From reading some other blogs (Moving to Argentina and Tangotours), it seems like it should be a relatively easy process. The Argentine Consulate has the following rules:

Bringing pet animals into Argentina
The Consulate does not issue permits to enter pet animals into Argentina. Owners must make shipping arrangements with airlines directly. To avoid quarantine upon arrival in Argentina, the following documents are required to enter DOGS or CATS:

  1. Anti-rabies vaccination certificate.
  2. Good health certificate, no older than 10 days from the date of the animal’s arrival to Argentina.

Both certificates must be issued by a licensed veterinarian and certified by the U.S. Department of Agriculture, Animal and Plant Health Inspection Division, Veterinary Services.

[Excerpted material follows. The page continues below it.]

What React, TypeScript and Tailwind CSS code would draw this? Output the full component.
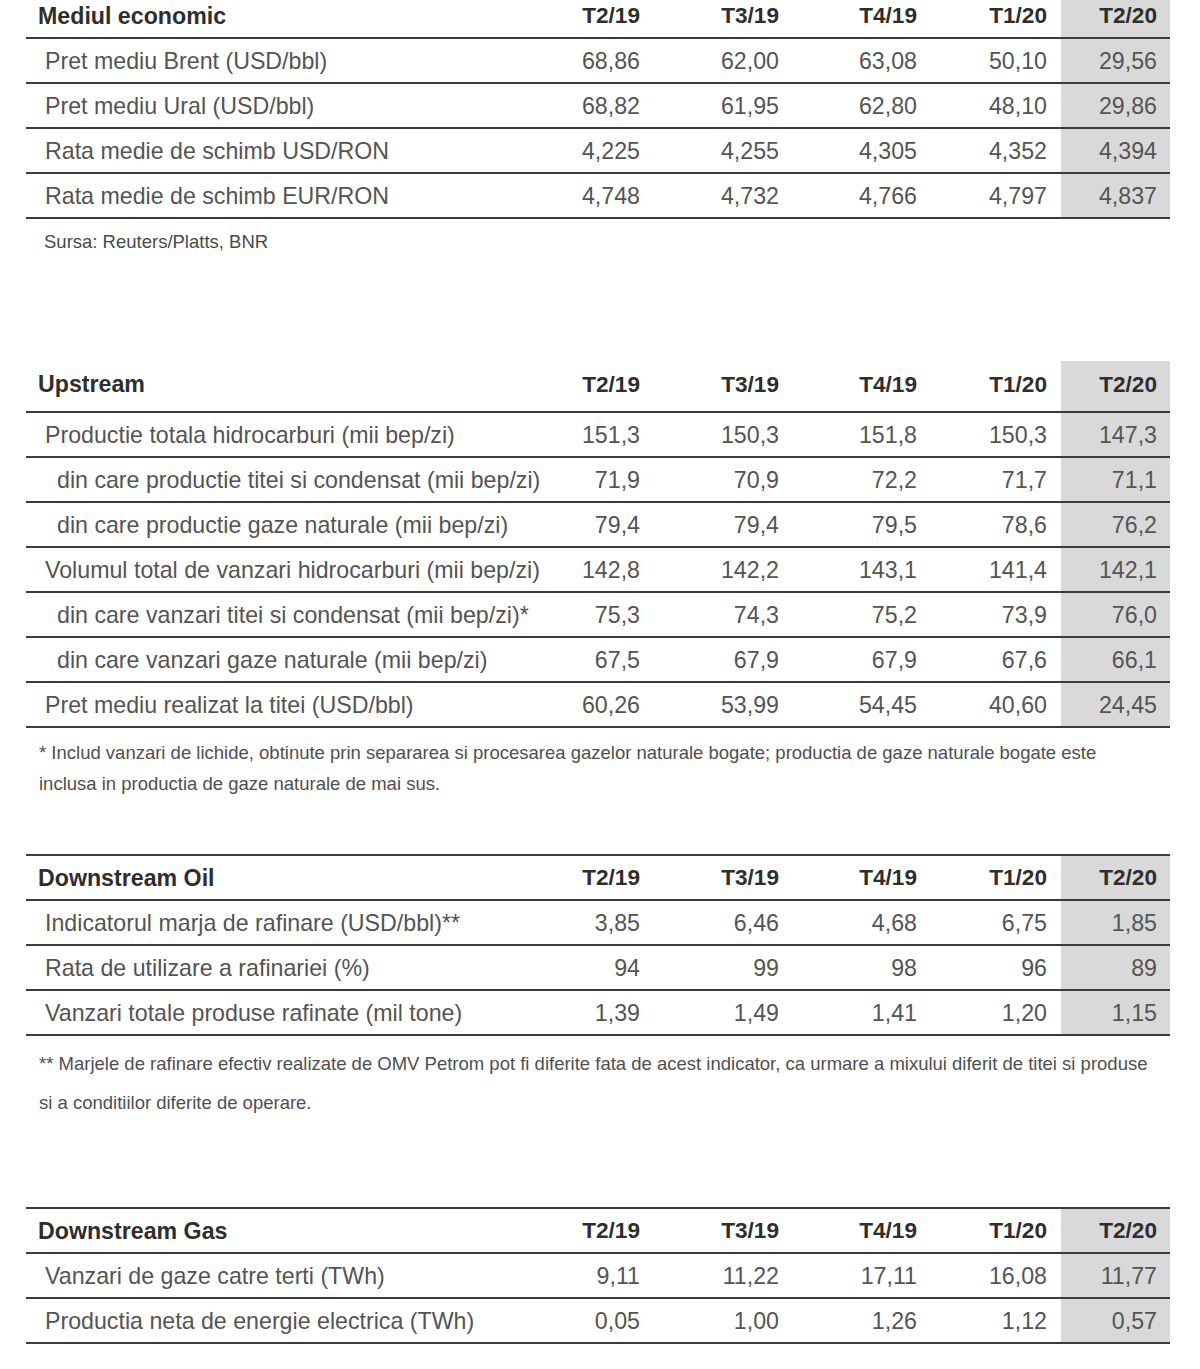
import React from 'react';

type Row = { label: string; values: string[]; indent?: boolean };

interface TableProps {
  title: string;
  rows: Row[];
  variant: 'top' | 'plain' | 'bordered';
}

const QUARTERS = ['T2/19', 'T3/19', 'T4/19', 'T1/20', 'T2/20'];
// widths of the numeric columns, left to right (first one is loose)
const COL_W = ['w-[110px]', 'w-[139px]', 'w-[138px]', 'w-[130px]', 'w-[109px]'];

function Cells({ values, bold, pad }: { values: string[]; bold?: boolean; pad: string }) {
  return (
    <>
      {values.map((v, i) => (
        <div
          key={i}
          className={`${COL_W[i]} ${pad} shrink-0 h-full flex items-center justify-end ${
            i === 4 ? 'pr-[13px] bg-[#d9d9d9]' : 'pr-[14px]'
          } ${bold ? 'font-bold text-[#2e2e2e] text-[22.6px]' : ''}`}
        >
          {v}
        </div>
      ))}
    </>
  );
}

function DataTable({ title, rows, variant }: TableProps) {
  const headerCls = variant === 'plain' ? 'h-[52px] border-b-2' : 'h-[47px] border-y-2';
  const headerPad = variant === 'plain' ? 'pb-[2px]' : 'pt-[2px]';

  return (
    <div className="text-[23.2px] leading-none text-[#545454]">
      {/* Header */}
      <div className={`flex items-stretch border-[#3b3b3b] ${headerCls}`}>
        <div className={`flex-1 flex items-center pl-[12px] font-bold text-[#2e2e2e] ${headerPad}`}>{title}</div>
        <Cells values={QUARTERS} bold pad={headerPad} />
      </div>

      {/* Rows */}
      {rows.map((r) => (
        <div key={r.label} className="flex items-stretch h-[45px] border-b-2 border-[#3b3b3b]">
          <div className={`flex-1 flex items-center pt-[3px] whitespace-nowrap ${r.indent ? 'pl-[31px]' : 'pl-[19px]'}`}>
            {r.label}
          </div>
          <Cells values={r.values} pad="pt-[3px]" />
        </div>
      ))}
    </div>
  );
}

const ECONOMIC: Row[] = [
  { label: 'Pret mediu Brent (USD/bbl)', values: ['68,86', '62,00', '63,08', '50,10', '29,56'] },
  { label: 'Pret mediu Ural (USD/bbl)', values: ['68,82', '61,95', '62,80', '48,10', '29,86'] },
  { label: 'Rata medie de schimb USD/RON', values: ['4,225', '4,255', '4,305', '4,352', '4,394'] },
  { label: 'Rata medie de schimb EUR/RON', values: ['4,748', '4,732', '4,766', '4,797', '4,837'] },
];

const UPSTREAM: Row[] = [
  { label: 'Productie totala hidrocarburi (mii bep/zi)', values: ['151,3', '150,3', '151,8', '150,3', '147,3'] },
  { label: 'din care productie titei si condensat (mii bep/zi)', values: ['71,9', '70,9', '72,2', '71,7', '71,1'], indent: true },
  { label: 'din care productie gaze naturale (mii bep/zi)', values: ['79,4', '79,4', '79,5', '78,6', '76,2'], indent: true },
  { label: 'Volumul total de vanzari hidrocarburi (mii bep/zi)', values: ['142,8', '142,2', '143,1', '141,4', '142,1'] },
  { label: 'din care vanzari titei si condensat (mii bep/zi)*', values: ['75,3', '74,3', '75,2', '73,9', '76,0'], indent: true },
  { label: 'din care vanzari gaze naturale (mii bep/zi)', values: ['67,5', '67,9', '67,9', '67,6', '66,1'], indent: true },
  { label: 'Pret mediu realizat la titei (USD/bbl)', values: ['60,26', '53,99', '54,45', '40,60', '24,45'] },
];

const DOWNSTREAM_OIL: Row[] = [
  { label: 'Indicatorul marja de rafinare (USD/bbl)**', values: ['3,85', '6,46', '4,68', '6,75', '1,85'] },
  { label: 'Rata de utilizare a rafinariei (%)', values: ['94', '99', '98', '96', '89'] },
  { label: 'Vanzari totale produse rafinate (mil tone)', values: ['1,39', '1,49', '1,41', '1,20', '1,15'] },
];

const DOWNSTREAM_GAS: Row[] = [
  { label: 'Vanzari de gaze catre terti (TWh)', values: ['9,11', '11,22', '17,11', '16,08', '11,77'] },
  { label: 'Productia neta de energie electrica (TWh)', values: ['0,05', '1,00', '1,26', '1,12', '0,57'] },
];

export default function App() {
  return (
    <div
      className="bg-white w-[1200px] h-[1369px] overflow-hidden"
      style={{ fontFamily: '"Liberation Sans", Arial, sans-serif' }}
    >
      <div className="ml-[26px] w-[1144px] pb-[25px]">
        <div className="-mt-[8px]">
          <DataTable title="Mediul economic" rows={ECONOMIC} variant="top" />
        </div>
        <p className="mt-[11px] pl-[18px] text-[18.5px] leading-[24px] text-[#4a4a4a]">
          Sursa: Reuters/Platts, BNR
        </p>

        <div className="mt-[107px]">
          <DataTable title="Upstream" rows={UPSTREAM} variant="plain" />
        </div>
        <p className="mt-[9px] pl-[13px] text-[18.5px] leading-[31px] text-[#4f4f4f]">
          * Includ vanzari de lichide, obtinute prin separarea si procesarea gazelor naturale bogate; productia de gaze naturale bogate este
          <br />
          inclusa in productia de gaze naturale de mai sus.
        </p>

        <div className="mt-[55px]">
          <DataTable title="Downstream Oil" rows={DOWNSTREAM_OIL} variant="bordered" />
        </div>
        <p className="mt-[8px] pl-[13px] text-[18.5px] leading-[39px] text-[#4f4f4f]">
          ** Marjele de rafinare efectiv realizate de OMV Petrom pot fi diferite fata de acest indicator, ca urmare a mixului diferit de titei si produse
          <br />
          si a conditiilor diferite de operare.
        </p>

        <div className="mt-[85px]">
          <DataTable title="Downstream Gas" rows={DOWNSTREAM_GAS} variant="bordered" />
        </div>
      </div>
    </div>
  );
}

To locate an accredited veterinarian and the VS Area Office for your state, visit http://www.aphis.usda.gov/vs/area_offices.htm. The Consulate does not need to authenticate these documents, which must be submitted directly to the airline.

Sounds simple enough, so this week I took Delilah to the vet for her checkup and to get a good health certificate and copy of her rabies vaccination. Got that, so now, I’ll just go to the nearest USDA office… What? None in Manhattan? Ok, this is something you should check out in advance as they seem to have a limited number of offices. I found an office out near the JFK airport, so I headed out there. They are located in a large office complex and when I went in, I found only one person ahead of us.  The whole process took about 5 minutes and cost us $24.

I’ll let you know what our experience at the airport and customs is next week.

UPDATE: All went smoothly and I pretty much sailed through immigration, even though my Spanish is horrible. All the paperwork was in order and I paid the fee and zoomed right through.